Un dossier sur les « Langages de la politique » dirigé par Gianfranco Marrone vient de paraître dans la Rivista Italiana di Filosofia del Linguaggio (13, 2, 2019) : une contribution sur deux y a trait au populisme. Proportion équivalente dans « Discursos políticos na contemporaneidade », numéro spécial conçu par Alexandre M. Bueno pour la revue brésilienne Estudos Semióticos (15, 1, 2019). De même en ce qui concerne « Formes sémiotiques de l’expression politique », édité par Juan Alonso et Denis Bertrand dans Carte Semiotiche Annali (6, 2019). Un an plus tôt paraissait ici même un dossier entièrement consacré à l’étude des rapports qui, selon nous, lient « Populisme et esthésie » (Actes Sémiotiques, 121, 2018).

Les six études qui suivent s’inscrivent donc dans le prolongement d’une réflexion déjà plus qu’amorcée. Mais par rapport au dossier de 2018, l’objectif s’est élargi et est devenu plus ambitieux. Au lieu de privilégier les rapports sensibles en tant que facteur explicatif du phénomène, l’objectif est cette fois de les intégrer parmi la pluralité des dimensions sémiotiques sous-jacentes aux discours et aux pratiques du populisme, et, autant que possible, de rendre compte de leurs imbrications.

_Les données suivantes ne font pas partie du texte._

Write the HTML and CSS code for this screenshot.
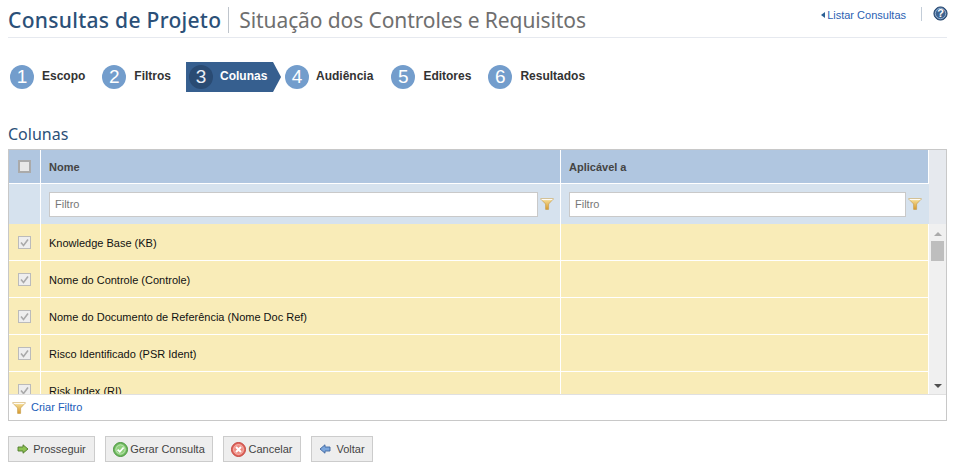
FILE: index.html
```html
<!DOCTYPE html>
<html lang="pt">
<head>
<meta charset="utf-8">
<title>Consultas de Projeto</title>
<link rel="stylesheet" href="styles.css">
</head>
<body>
<svg class="defs" width="0" height="0" aria-hidden="true">
  <defs>
    <linearGradient id="fun" x1="0" y1="0" x2="0" y2="1"><stop offset="0" stop-color="#f7e3a0"/><stop offset="1" stop-color="#d99a2b"/></linearGradient>
    <symbol id="funnel" viewBox="0 0 14 12"><path d="M0.5 0.8H13.5L8.6 6V11.4H5.6V6Z" fill="url(#fun)" stroke="#c9a050" stroke-width=".7"/><path d="M1.5 1.6H12.5" stroke="#fff" stroke-width="1"/></symbol>
  </defs>
</svg>
<header class="top">
  <h1 class="title"><span class="title-main">Consultas de Projeto</span><span class="title-sub">Situação dos Controles e Requisitos</span></h1>
  <div class="top-links">
    <a class="back-link" href="#"><span class="tri"></span>Listar Consultas</a>
    <span class="help-wrap">
      <svg class="help" width="15" height="15" viewBox="0 0 15 15"><circle cx="7.5" cy="7.5" r="6.6" fill="#3e6491" stroke="#27476e" stroke-width="1"/><circle cx="7.5" cy="7.5" r="5.2" fill="none" stroke="#a9c0da" stroke-width=".8"/><text x="7.5" y="11.3" text-anchor="middle" class="help-q">?</text></svg>
    </span>
  </div>
</header>
<nav class="steps">
  <div class="step s1"><span class="num">1</span><span class="lbl">Escopo</span></div>
  <div class="step s2"><span class="num">2</span><span class="lbl">Filtros</span></div>
  <div class="step active"><span class="num">3</span><span class="lbl">Colunas</span></div>
  <div class="step s4"><span class="num">4</span><span class="lbl">Audiência</span></div>
  <div class="step s5"><span class="num">5</span><span class="lbl">Editores</span></div>
  <div class="step s6"><span class="num">6</span><span class="lbl">Resultados</span></div>
</nav>
<h2 class="section">Colunas</h2>
<section class="panel">
  <div class="fixed">
    <div class="row head">
      <div class="c-check"><span class="cb cb-head"></span></div>
      <div class="c-name">Nome</div>
      <div class="c-app">Aplicável a</div>
    </div>
    <div class="row filter">
      <div class="c-check"></div>
      <div class="c-name"><span class="input">Filtro</span><svg class="fn" width="14" height="12"><use href="#funnel"/></svg></div>
      <div class="c-app"><span class="input">Filtro</span><svg class="fn" width="14" height="12"><use href="#funnel"/></svg></div>
    </div>
  </div>
  <div class="scroller">
    <div class="rows">
      <div class="row item"><div class="c-check"><span class="cb"><svg width="11" height="11" viewBox="0 0 11 11"><path d="M2 5.5L4.5 8.5L9 2.5" fill="none" stroke="#aaa" stroke-width="1.6"/></svg></span></div><div class="c-name">Knowledge Base (KB)</div><div class="c-app"></div></div>
      <div class="row item"><div class="c-check"><span class="cb"><svg width="11" height="11" viewBox="0 0 11 11"><path d="M2 5.5L4.5 8.5L9 2.5" fill="none" stroke="#aaa" stroke-width="1.6"/></svg></span></div><div class="c-name">Nome do Controle (Controle)</div><div class="c-app"></div></div>
      <div class="row item"><div class="c-check"><span class="cb"><svg width="11" height="11" viewBox="0 0 11 11"><path d="M2 5.5L4.5 8.5L9 2.5" fill="none" stroke="#aaa" stroke-width="1.6"/></svg></span></div><div class="c-name">Nome do Documento de Referência (Nome Doc Ref)</div><div class="c-app"></div></div>
      <div class="row item"><div class="c-check"><span class="cb"><svg width="11" height="11" viewBox="0 0 11 11"><path d="M2 5.5L4.5 8.5L9 2.5" fill="none" stroke="#aaa" stroke-width="1.6"/></svg></span></div><div class="c-name">Risco Identificado (PSR Ident)</div><div class="c-app"></div></div>
      <div class="row item"><div class="c-check"><span class="cb"><svg width="11" height="11" viewBox="0 0 11 11"><path d="M2 5.5L4.5 8.5L9 2.5" fill="none" stroke="#aaa" stroke-width="1.6"/></svg></span></div><div class="c-name">Risk Index (RI)</div><div class="c-app"></div></div>
    </div>
    <div class="bar">
      <span class="arrow up"></span>
      <span class="thumb"></span>
      <span class="arrow down"></span>
    </div>
  </div>
  <div class="panel-foot"><svg class="fn-foot" width="14" height="12"><use href="#funnel"/></svg><a href="#" class="create">Criar Filtro</a></div>
</section>
<footer class="actions">
  <button class="btn b1" type="button"><svg width="12" height="10" viewBox="0 0 12 10"><path d="M1 3H6V.8L11 5L6 9.2V7H1Z" fill="#8cc152" stroke="#4f7a2a" stroke-width=".9"/></svg>Prosseguir</button>
  <button class="btn b2" type="button"><svg width="15" height="15" viewBox="0 0 15 15"><circle cx="7.5" cy="7.5" r="7" fill="#6fbb5f" stroke="#4c9440"/><circle cx="7.5" cy="7.5" r="4.7" fill="#8fd07c" stroke="#dff3d8" stroke-width=".7"/><path d="M4.6 7.6L6.8 9.8L10.6 5.5" fill="none" stroke="#fff" stroke-width="1.8"/></svg>Gerar Consulta</button>
  <button class="btn b3" type="button"><svg width="15" height="15" viewBox="0 0 15 15"><circle cx="7.5" cy="7.5" r="7" fill="#e2685f" stroke="#c4453e"/><circle cx="7.5" cy="7.5" r="4.9" fill="#ee8a80" stroke="#f9d5d0" stroke-width=".7"/><path d="M5 5L10 10M10 5L5 10" stroke="#fff" stroke-width="2"/></svg>Cancelar</button>
  <button class="btn b4" type="button"><svg width="12" height="10" viewBox="0 0 12 10"><path d="M11 3H6V.8L1 5L6 9.2V7H11Z" fill="#7ba6dc" stroke="#3f66a0" stroke-width=".9"/></svg>Voltar</button>
</footer>
</body>
</html>
```
FILE: styles.css
```css
* { box-sizing: border-box; }
html, body { margin: 0; padding: 0; }
body { width: 961px; height: 466px; overflow: hidden; background: #fff; font-family: "Liberation Sans", Arial, sans-serif; font-size: 11px; color: #111; padding: 0 14px 0 8px; }
.defs { display: block; height: 0; }
.top { display: flex; justify-content: space-between; height: 38px; border-bottom: 1px solid #e6e9ef; padding-top: 7px; }
.title { margin: 0; display: flex; align-items: flex-start; font-weight: 400; font-family: "Noto Sans", "Open Sans", sans-serif; font-size: 21px; line-height: 26px; }
.title-main { color: #2b5078; font-weight: 500; padding-right: 7px; height: 26px; border-right: 1px solid #bfc5cc; letter-spacing: .3px; }
.title-sub { color: #6f6f6f; padding-left: 10px; letter-spacing: -.1px; }
.top-links { display: flex; align-items: flex-start; padding-top: 0; }
.back-link { color: #2b5fb3; text-decoration: none; font-size: 11px; line-height: 15px; display: flex; align-items: center; margin-top: 1px; }
.tri { width: 0; height: 0; border-style: solid; border-width: 3.5px 4px 3.5px 0; border-color: transparent #2b5f94 transparent transparent; margin-right: 2px; margin-top: -2px; }
.help-wrap { margin-left: 15px; border-left: 1px solid #c3cdd8; height: 14px; padding-left: 11px; display: flex; align-items: center; margin-top: 0; width: 26px; }
.help { flex: none; margin-top: -1px; }
.help-q { font: bold 11px "Liberation Sans", sans-serif; fill: #fff; }
.steps { display: flex; align-items: center; height: 30px; margin-top: 24px; padding-left: 2px; }
.step { display: flex; align-items: center; height: 30px; }
.num { width: 24px; height: 24px; border-radius: 50%; background: #739dcc; color: #fff; font: 19px/24px "Liberation Sans", sans-serif; text-align: center; flex: none; }
.lbl { font-size: 12px; font-weight: 700; color: #333; margin-left: 8px; margin-top: -3px; }
.s2 { margin-left: 17px; }
.active { margin-left: 15px; width: 95px; height: 30px; background: #365f8f; clip-path: polygon(0 0, 87px 0, 95px 15px, 87px 100%, 0 100%); padding-left: 3px; }
.active .num { background: #2a4b73; color: #e9eef5; }
.active .lbl { color: #fff; margin-left: 7px; }
.s4 { margin-left: 4px; }
.s4 .lbl { margin-left: 7px; }
.s5 { margin-left: 18px; }
.s6 { margin-left: 17px; }
.section { margin: 32px 0 0; font: 400 16px/20px "Noto Sans", sans-serif; color: #2b5078; height: 25px; }
.panel { width: 939px; border: 1px solid #c8c8c8; height: 272px; display: flex; flex-direction: column; }
.fixed { background: #e6e9ee; height: 74px; flex: none; }
.row { display: grid; grid-template-columns: 32px 520px 368px; width: 920px; }
.row > div { border-right: 1px solid #fff; }
.head { height: 34px; background: #b0c6e0; border-bottom: 1px solid #fff; font-size: 11px; font-weight: 700; color: #444; }
.head > div { display: flex; align-items: center; }
.c-name, .c-app { padding-left: 8px; }
.c-check { display: flex; align-items: center; justify-content: center; }
.cb { width: 13px; height: 13px; border: 1px solid #bbb; background: #eee; display: flex; align-items: center; justify-content: center; flex: none; }
.cb-head { border: 2px solid #aaa; background: #e8e8e8; width: 13px; height: 13px; }
.filter { height: 40px; background: #d6e2ee; }
.filter > div { display: flex; align-items: center; }
.filter > div:last-child { border-right: 0; }
.input { display: block; height: 25px; background: #fff; border: 1px solid #c9c9c9; color: #777; font-size: 11px; line-height: 23px; padding-left: 5px; }
.c-name .input { width: 489px; }
.c-app .input { width: 337px; }
.fn { margin-left: 2px; flex: none; }
.scroller { flex: 1; min-height: 0; display: flex; overflow: hidden; }
.rows { width: 920px; flex: none; overflow: hidden; }
.item { height: 37px; background: #f9ecb8; border-bottom: 1px solid #fff; font-size: 11px; color: #111; }
.item > div { display: flex; align-items: center; }
.item .c-name { padding-top: 1px; }
.bar { width: 17px; flex: 1; background: #f0f0f0; display: flex; flex-direction: column; align-items: center; padding: 8px 0 0; }
.arrow { width: 0; height: 0; border-style: solid; border-color: transparent; flex: none; }
.up { border-width: 0 4px 4px; border-bottom-color: #aaa; }
.down { border-width: 4px 4px 0; border-top-color: #505050; margin-top: 123px; }
.thumb { width: 13px; height: 20px; background: #bebebe; margin-top: 5px; flex: none; }
.panel-foot { height: 26px; flex: none; border-top: 1px solid #e0e0e0; display: flex; align-items: center; padding-left: 3px; background: #fff; }
.fn-foot { margin-top: 1px; }
.create { color: #1a5cb8; text-decoration: none; margin-left: 5px; font-size: 11px; margin-top: -2px; }
.actions { display: flex; margin-top: 15px; gap: 10px; }
.btn { height: 26px; border: 1px solid #ccc; background: #eee; font: 11px "Liberation Sans", sans-serif; color: #444; display: flex; align-items: center; justify-content: center; gap: 4px; padding: 0; }
.b1 { width: 87px; }
.b2 { width: 108px; gap: 2px; }
.b3 { width: 78px; gap: 2px; }
.b4 { width: 62px; gap: 5px; }
```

Les articles composant la première partie, Conditions énonciatives de la posture populiste, traitent tour à tour des dimensions épistémologique et sémio-logique (J. Fontanille), mythique (R. Gonsalez et M. Serra) et véridictoire (A. Di Caterino) de discours qui, assumant ou non l’étiquette de « populiste », s’affichent comme énoncés « au nom du peuple » — cela dans deux pays, l’Espagne et la France, où la contamination reste encore, pour ainsi dire, « sous contrôle ». La seconde partie, Figures gouvernementales du populisme au pouvoir, est consacrée à l’analyse des dimensions idéologiques et interactionnelles (C. Addis), passionnelles et émotionnelles (Y. Fechine) et esthésiques (P. Demuru et F. Sedda) des stratégies de mise en scène médiatique propres aux dirigeants populistes en place au Brésil et en Italie, usagers plus retors les uns que les autres des « talk show » télévisés et, bien sûr, des plateformes numériques.

Indépendamment de la diversité des angles d’attaque, l’ensemble procède d’un acte de foi partagé : face aux politiques obscurantistes auxquelles les forces du grand capital recourent désormais pour assurer leur domination, la quête sémiotique du sens a plus que jamais sa raison d’être et, espérons-le, un sens.